* Dataset extract:
--
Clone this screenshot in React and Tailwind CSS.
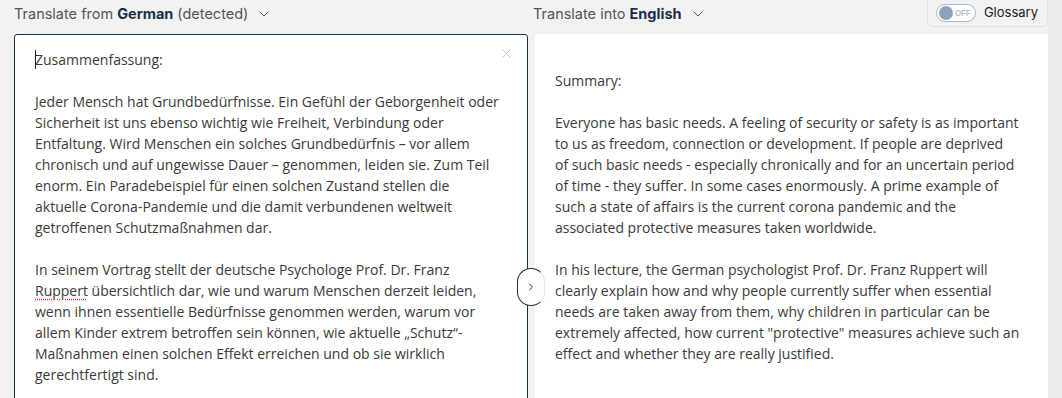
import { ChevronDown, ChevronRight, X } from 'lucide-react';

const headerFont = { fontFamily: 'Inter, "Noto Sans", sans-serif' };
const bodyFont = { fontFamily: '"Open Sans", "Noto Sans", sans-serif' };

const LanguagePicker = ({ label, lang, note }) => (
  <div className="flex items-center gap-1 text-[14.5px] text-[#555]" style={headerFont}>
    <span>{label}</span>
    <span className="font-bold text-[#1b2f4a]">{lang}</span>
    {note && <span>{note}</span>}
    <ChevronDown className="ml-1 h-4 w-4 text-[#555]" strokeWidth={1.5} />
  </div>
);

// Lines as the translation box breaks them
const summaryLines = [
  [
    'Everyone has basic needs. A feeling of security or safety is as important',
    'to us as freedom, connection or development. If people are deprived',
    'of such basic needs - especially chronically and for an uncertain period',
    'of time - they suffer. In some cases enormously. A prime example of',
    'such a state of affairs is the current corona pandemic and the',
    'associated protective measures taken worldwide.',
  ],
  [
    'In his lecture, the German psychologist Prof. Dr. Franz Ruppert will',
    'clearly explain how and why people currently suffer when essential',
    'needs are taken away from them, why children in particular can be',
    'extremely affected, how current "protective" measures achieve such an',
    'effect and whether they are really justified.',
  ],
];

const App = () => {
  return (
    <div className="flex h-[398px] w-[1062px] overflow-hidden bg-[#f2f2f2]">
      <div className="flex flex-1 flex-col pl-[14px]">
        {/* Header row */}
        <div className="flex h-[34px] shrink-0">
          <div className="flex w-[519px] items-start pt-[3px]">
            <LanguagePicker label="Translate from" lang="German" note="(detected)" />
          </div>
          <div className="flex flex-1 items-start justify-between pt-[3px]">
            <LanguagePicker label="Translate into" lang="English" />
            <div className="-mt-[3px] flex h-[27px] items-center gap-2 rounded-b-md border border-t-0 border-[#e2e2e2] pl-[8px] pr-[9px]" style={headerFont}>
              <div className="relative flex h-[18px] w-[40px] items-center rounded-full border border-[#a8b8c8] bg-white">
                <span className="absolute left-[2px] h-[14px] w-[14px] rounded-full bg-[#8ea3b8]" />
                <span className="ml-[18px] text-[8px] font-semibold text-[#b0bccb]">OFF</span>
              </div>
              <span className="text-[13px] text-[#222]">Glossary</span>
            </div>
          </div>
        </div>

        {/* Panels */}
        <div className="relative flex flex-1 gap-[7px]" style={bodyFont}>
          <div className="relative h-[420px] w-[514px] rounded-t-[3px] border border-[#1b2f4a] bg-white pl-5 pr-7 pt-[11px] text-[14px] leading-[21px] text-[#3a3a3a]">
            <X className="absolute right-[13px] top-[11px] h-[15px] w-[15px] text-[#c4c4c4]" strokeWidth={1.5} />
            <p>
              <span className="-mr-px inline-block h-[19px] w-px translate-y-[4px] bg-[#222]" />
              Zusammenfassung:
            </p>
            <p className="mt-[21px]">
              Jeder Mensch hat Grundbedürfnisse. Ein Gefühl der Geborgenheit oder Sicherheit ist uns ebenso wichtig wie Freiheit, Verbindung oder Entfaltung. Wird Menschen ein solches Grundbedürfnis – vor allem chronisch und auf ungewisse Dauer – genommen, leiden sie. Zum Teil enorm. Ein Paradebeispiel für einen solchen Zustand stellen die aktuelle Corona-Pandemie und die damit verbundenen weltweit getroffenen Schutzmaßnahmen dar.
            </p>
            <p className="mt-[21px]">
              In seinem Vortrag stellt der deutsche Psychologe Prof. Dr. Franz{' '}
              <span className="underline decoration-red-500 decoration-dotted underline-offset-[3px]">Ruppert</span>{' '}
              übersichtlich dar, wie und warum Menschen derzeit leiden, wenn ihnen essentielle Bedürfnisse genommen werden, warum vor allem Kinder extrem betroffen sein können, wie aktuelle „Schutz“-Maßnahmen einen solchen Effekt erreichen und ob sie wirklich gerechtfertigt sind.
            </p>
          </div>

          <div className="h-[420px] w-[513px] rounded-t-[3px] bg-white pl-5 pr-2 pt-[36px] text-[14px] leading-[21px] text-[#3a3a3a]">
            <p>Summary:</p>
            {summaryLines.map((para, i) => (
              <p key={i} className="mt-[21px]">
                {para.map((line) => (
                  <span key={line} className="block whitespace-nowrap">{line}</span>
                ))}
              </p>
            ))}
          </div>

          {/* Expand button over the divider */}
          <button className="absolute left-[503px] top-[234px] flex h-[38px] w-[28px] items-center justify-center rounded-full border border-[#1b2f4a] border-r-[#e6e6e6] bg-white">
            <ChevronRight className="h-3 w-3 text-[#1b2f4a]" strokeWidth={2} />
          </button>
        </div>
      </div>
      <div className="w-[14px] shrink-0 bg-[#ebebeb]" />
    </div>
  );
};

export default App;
--
* Task details: Transcribe the material exactly, leaving every picture out.

* Task output:
Clone this screenshot in React and Tailwind CSS.
import { ChevronDown, ChevronRight, X } from 'lucide-react';

const headerFont = { fontFamily: 'Inter, "Noto Sans", sans-serif' };
const bodyFont = { fontFamily: '"Open Sans", "Noto Sans", sans-serif' };

const LanguagePicker = ({ label, lang, note }) => (
  <div className="flex items-center gap-1 text-[14.5px] text-[#555]" style={headerFont}>
    <span>{label}</span>
    <span className="font-bold text-[#1b2f4a]">{lang}</span>
    {note && <span>{note}</span>}
    <ChevronDown className="ml-1 h-4 w-4 text-[#555]" strokeWidth={1.5} />
  </div>
);

// Lines as the translation box breaks them
const summaryLines = [
  [
    'Everyone has basic needs. A feeling of security or safety is as important',
    'to us as freedom, connection or development. If people are deprived',
    'of such basic needs - especially chronically and for an uncertain period',
    'of time - they suffer. In some cases enormously. A prime example of',
    'such a state of affairs is the current corona pandemic and the',
    'associated protective measures taken worldwide.',
  ],
  [
    'In his lecture, the German psychologist Prof. Dr. Franz Ruppert will',
    'clearly explain how and why people currently suffer when essential',
    'needs are taken away from them, why children in particular can be',
    'extremely affected, how current "protective" measures achieve such an',
    'effect and whether they are really justified.',
  ],
];

const App = () => {
  return (
    <div className="flex h-[398px] w-[1062px] overflow-hidden bg-[#f2f2f2]">
      <div className="flex flex-1 flex-col pl-[14px]">
        {/* Header row */}
        <div className="flex h-[34px] shrink-0">
          <div className="flex w-[519px] items-start pt-[3px]">
            <LanguagePicker label="Translate from" lang="German" note="(detected)" />
          </div>
          <div className="flex flex-1 items-start justify-between pt-[3px]">
            <LanguagePicker label="Translate into" lang="English" />
            <div className="-mt-[3px] flex h-[27px] items-center gap-2 rounded-b-md border border-t-0 border-[#e2e2e2] pl-[8px] pr-[9px]" style={headerFont}>
              <div className="relative flex h-[18px] w-[40px] items-center rounded-full border border-[#a8b8c8] bg-white">
                <span className="absolute left-[2px] h-[14px] w-[14px] rounded-full bg-[#8ea3b8]" />
                <span className="ml-[18px] text-[8px] font-semibold text-[#b0bccb]">OFF</span>
              </div>
              <span className="text-[13px] text-[#222]">Glossary</span>
            </div>
          </div>
        </div>

        {/* Panels */}
        <div className="relative flex flex-1 gap-[7px]" style={bodyFont}>
          <div className="relative h-[420px] w-[514px] rounded-t-[3px] border border-[#1b2f4a] bg-white pl-5 pr-7 pt-[11px] text-[14px] leading-[21px] text-[#3a3a3a]">
            <X className="absolute right-[13px] top-[11px] h-[15px] w-[15px] text-[#c4c4c4]" strokeWidth={1.5} />
            <p>
              <span className="-mr-px inline-block h-[19px] w-px translate-y-[4px] bg-[#222]" />
              Zusammenfassung:
            </p>
            <p className="mt-[21px]">
              Jeder Mensch hat Grundbedürfnisse. Ein Gefühl der Geborgenheit oder Sicherheit ist uns ebenso wichtig wie Freiheit, Verbindung oder Entfaltung. Wird Menschen ein solches Grundbedürfnis – vor allem chronisch und auf ungewisse Dauer – genommen, leiden sie. Zum Teil enorm. Ein Paradebeispiel für einen solchen Zustand stellen die aktuelle Corona-Pandemie und die damit verbundenen weltweit getroffenen Schutzmaßnahmen dar.
            </p>
            <p className="mt-[21px]">
              In seinem Vortrag stellt der deutsche Psychologe Prof. Dr. Franz{' '}
              <span className="underline decoration-red-500 decoration-dotted underline-offset-[3px]">Ruppert</span>{' '}
              übersichtlich dar, wie und warum Menschen derzeit leiden, wenn ihnen essentielle Bedürfnisse genommen werden, warum vor allem Kinder extrem betroffen sein können, wie aktuelle „Schutz“-Maßnahmen einen solchen Effekt erreichen und ob sie wirklich gerechtfertigt sind.
            </p>
          </div>

          <div className="h-[420px] w-[513px] rounded-t-[3px] bg-white pl-5 pr-2 pt-[36px] text-[14px] leading-[21px] text-[#3a3a3a]">
            <p>Summary:</p>
            {summaryLines.map((para, i) => (
              <p key={i} className="mt-[21px]">
                {para.map((line) => (
                  <span key={line} className="block whitespace-nowrap">{line}</span>
                ))}
              </p>
            ))}
          </div>

          {/* Expand button over the divider */}
          <button className="absolute left-[503px] top-[234px] flex h-[38px] w-[28px] items-center justify-center rounded-full border border-[#1b2f4a] border-r-[#e6e6e6] bg-white">
            <ChevronRight className="h-3 w-3 text-[#1b2f4a]" strokeWidth={2} />
          </button>
        </div>
      </div>
      <div className="w-[14px] shrink-0 bg-[#ebebeb]" />
    </div>
  );
};

export default App;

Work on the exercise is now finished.